Washington Anti-Takeover Law

Washington law imposes restrictions on some transactions between a corporation and significant shareholders. Chapter 23B.19 of the WBCA generally prohibits a target corporation from engaging in specified “significant business transactions” with an “acquiring person.” This statute could prohibit or delay the accomplishment of mergers or other takeover or change in control attempts with respect to us and, accordingly, may discourage unsolicited attempts to acquire us. An “acquiring person” is generally defined as a person or group of persons that beneficially owns the voting shares entitled to cast votes comprising 10% or more of the voting power of the target corporation. The target corporation may not engage in “significant business transactions,” as defined in Chapter 23B.19, for a period of five years after the date of the transaction in which the person became an acquiring person, unless (1) the significant business transaction or the acquiring person’s purchase of shares was approved by a majority of the members of the target corporation’s board of directors prior to the share acquisition causing the person to become an “acquiring person,” or (2) the significant business transaction was both approved by the majority of the members of the target corporation’s board of directors and authorized at a shareholder meeting by at least two-thirds of the votes entitled to be cast by the outstanding voting shares (excluding the acquiring person’s shares or shares over which the acquiring person has voting control) at or subsequent to the acquiring person’s share acquisition. “Significant business transactions” include, among other things:

 

	
 
	
•
	
 
	
a merger or share exchange with, disposition of assets to or issuance or redemption of stock to or from, the acquiring person;

 

	
 
	
•
	
 
	
a termination of 5% or more of the employees of the target corporation employed in the State of Washington as a result of the acquiring person’s acquisition of 10% or more of the shares, whether at one time or over the five-year period following the share acquisition;

 

	
 
	
•
	
 
	
a transaction in which the acquiring person is allowed to receive a disproportionate benefit as a shareholder; or

 

	
 
	
•
	
 
	
liquidating or dissolving the target corporation.

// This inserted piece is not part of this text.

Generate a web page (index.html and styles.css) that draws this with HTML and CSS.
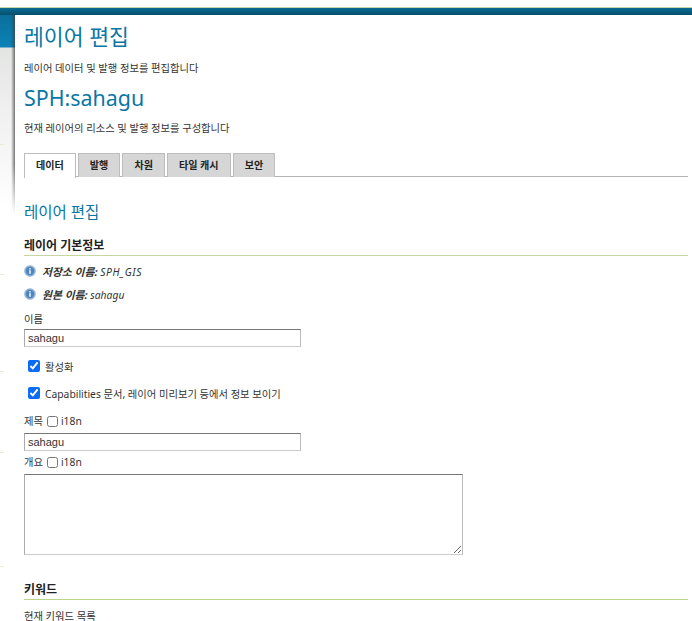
FILE: index.html
```html
<!DOCTYPE html>
<html lang="ko">
<head>
<meta charset="utf-8">
<title>레이어 편집</title>
<link rel="stylesheet" href="styles.css">
</head>
<body>
<div class="topbar"></div>
<div class="shell">
  <div class="side"></div>
  <main class="card">
    <h1 class="page-title">레이어 편집</h1>
    <p class="desc desc-first">레이어 데이터 및 발행 정보를 편집합니다</p>
    <h2 class="layer-title">SPH:sahagu</h2>
    <p class="desc desc-second">현재 레이어의 리소스 및 발행 정보를 구성합니다</p>
    <div class="tabs">
      <span class="tab tab-active">데이터</span>
      <span class="tab">발행</span>
      <span class="tab">차원</span>
      <span class="tab">타일 캐시</span>
      <span class="tab">보안</span>
    </div>
    <h3 class="section-title">레이어 편집</h3>
    <h4 class="group-title">레이어 기본정보</h4>
    <div class="info info-first">
      <svg class="info-icon" viewBox="0 0 12 12" width="12" height="12"><circle cx="6" cy="6" r="5.8" fill="#8fb2d6"/><circle cx="6" cy="6" r="4.2" fill="#4f86bd"/><rect x="5.2" y="5.2" width="1.6" height="3.6" fill="#e9f1f8"/><rect x="5.2" y="3.1" width="1.6" height="1.4" fill="#e9f1f8"/></svg>
      <span><b>저장소 이름:</b> <span class="store-name">SPH_GIS</span></span>
    </div>
    <div class="info">
      <svg class="info-icon" viewBox="0 0 12 12" width="12" height="12"><circle cx="6" cy="6" r="5.8" fill="#8fb2d6"/><circle cx="6" cy="6" r="4.2" fill="#4f86bd"/><rect x="5.2" y="5.2" width="1.6" height="3.6" fill="#e9f1f8"/><rect x="5.2" y="3.1" width="1.6" height="1.4" fill="#e9f1f8"/></svg>
      <span><b>원본 이름:</b> sahagu</span>
    </div>
    <label class="field-label name-label" for="name">이름</label>
    <input class="text-input" id="name" type="text" value="sahagu">
    <label class="check-row check-first"><input type="checkbox" checked><span>활성화</span></label>
    <label class="check-row check-second"><input type="checkbox" checked><span>Capabilities 문서, 레이어 미리보기 등에서 정보 보이기</span></label>
    <div class="field-label i18n title-label">제목 <input class="mini-check" type="checkbox"> i18n</div>
    <input class="text-input title-input" type="text" value="sahagu">
    <div class="field-label i18n abstract-label">개요 <input class="mini-check" type="checkbox"> i18n</div>
    <textarea class="text-area"></textarea>
    <h4 class="group-title keyword-title">키워드</h4>
    <p class="desc keyword-desc">현재 키워드 목록</p>
  </main>
</div>
</body>
</html>
```
FILE: styles.css
```css
* { box-sizing: border-box; }
html, body { margin: 0; padding: 0; height: 621px; overflow: hidden; background: #fff; }
body {
  padding-top: 7px;
  font-family: "Noto Sans", "Noto Sans CJK KR", sans-serif;
  font-size: 10.3px;
  color: #333;
}
.topbar {
  height: 8px;
  border-top: 1px solid #c3d6a8;
  background: linear-gradient(#0d6a94, #04506b);
}
.shell { display: grid; grid-template-columns: 15px 1fr; height: 606px; }
.side {
  position: relative;
  background:
    linear-gradient(#e4eed6, #e4eed6) 0 129px / 4px 1px no-repeat,
    linear-gradient(#e4eed6, #e4eed6) 0 259px / 4px 1px no-repeat,
    linear-gradient(#e4eed6, #e4eed6) 0 356px / 4px 1px no-repeat,
    linear-gradient(#e4eed6, #e4eed6) 0 437px / 4px 1px no-repeat,
    linear-gradient(#e4eed6, #e4eed6) 0 551px / 4px 1px no-repeat,
    linear-gradient(#0a6f9c 0, #0c82b6 32px, #e3e5e3 33px, #f2f2f2 110px, #fff 195px) 0 0 / 100% 195px no-repeat;
}
.side::after {
  content: "";
  position: absolute;
  right: 0; top: 0;
  width: 4px;
  height: 200px;
  background: linear-gradient(to right, rgba(60,60,60,0), rgba(60,60,60,.7));
  -webkit-mask-image: linear-gradient(#000 75%, transparent);
  mask-image: linear-gradient(#000 75%, transparent);
}
.card {
  background: #fff;
  border-top-left-radius: 10px;
  padding: 0 4px 0 9px;
  min-width: 0;
}
h1, h2, h3, h4, p { margin: 0; font-weight: normal; }
.page-title { font-size: 21.6px; line-height: 30px; padding-top: 7px; height: 37px; color: #0a76a5; }
.desc { font-size: 10.3px; line-height: 14px; color: #333; }
.desc-first { margin-top: 9px; }
.layer-title { font-size: 21.4px; line-height: 28px; margin-top: 9px; color: #0a76a5; }
.desc-second { margin-top: 9px; }
.tabs { display: flex; gap: 2px; margin-top: 18px; border-bottom: 1px solid #b5b5b5; height: 24px; }
.tab {
  height: 24px;
  padding: 0 11px;
  background: #d6d6d6;
  border: 1px solid #bdbdbd;
  border-bottom: 0;
  font-size: 10.08px;
  font-weight: bold;
  line-height: 22px;
  color: #222;
}
.tab-active { background: #fff; height: 25px; position: relative; }
.section-title { font-size: 15.5px; line-height: 22px; margin-top: 24px; color: #0a76a5; }
.group-title {
  font-size: 12px;
  font-weight: bold;
  line-height: 18px;
  color: #222;
  border-bottom: 1px solid #c5d6a0;
  margin-top: 14px;
  height: 19px;
}
.info { display: flex; align-items: center; gap: 6px; font-size: 10.3px; font-style: italic; height: 14px; margin-top: 9px; }
.info-first { margin-top: 8px; }
.info b { font-weight: bold; font-size: 10.8px; }
.store-name { letter-spacing: .6px; }
.info-icon { flex: none; }
.field-label { display: block; font-size: 10.3px; line-height: 14px; }
.name-label { margin-top: 11px; }
.text-input {
  display: block;
  width: 277px;
  height: 18px;
  margin: 3px 0 0;
  padding: 0 3px;
  border: 1px solid;
  border-color: #767676 #bbb #ccc #aaa;
  font: 11px "Liberation Sans", sans-serif;
  color: #333;
  background: #fff;
}
.title-input { margin-top: 5px; }
.check-row { display: flex; align-items: center; gap: 5px; padding-left: 4px; height: 16px; }
.check-row input { margin: 0; width: 12px; height: 12px; accent-color: #0a6cf5; }
.check-first { margin-top: 11px; }
.check-second { margin-top: 11px; }
.i18n { display: flex; align-items: center; gap: 3px; }
.mini-check { margin: 0 0 0 1px; width: 11px; height: 11px; }
.title-label { margin-top: 13px; }
.abstract-label { margin-top: 4px; }
.text-area {
  display: block;
  width: 439px;
  height: 81px;
  margin: 5px 0 0;
  border: 1px solid;
  border-color: #767676 #bbb #ccc #aaa;
  background: #fff;
}
.keyword-title { margin-top: 26px; border-bottom-color: #b9d68a; }
.keyword-desc { margin-top: 11px; line-height: 10px; }
```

After the five-year period, a “significant business transaction” may occur, as long as it complies with “fair price” provisions specified in the statute or is approved at a meeting of shareholders by a majority of the votes entitled to be counted within each voting group entitled to vote separately on the transaction, not counting the votes of shares as to which the acquiring person has beneficial ownership or voting control. A corporation may not opt out of this statute.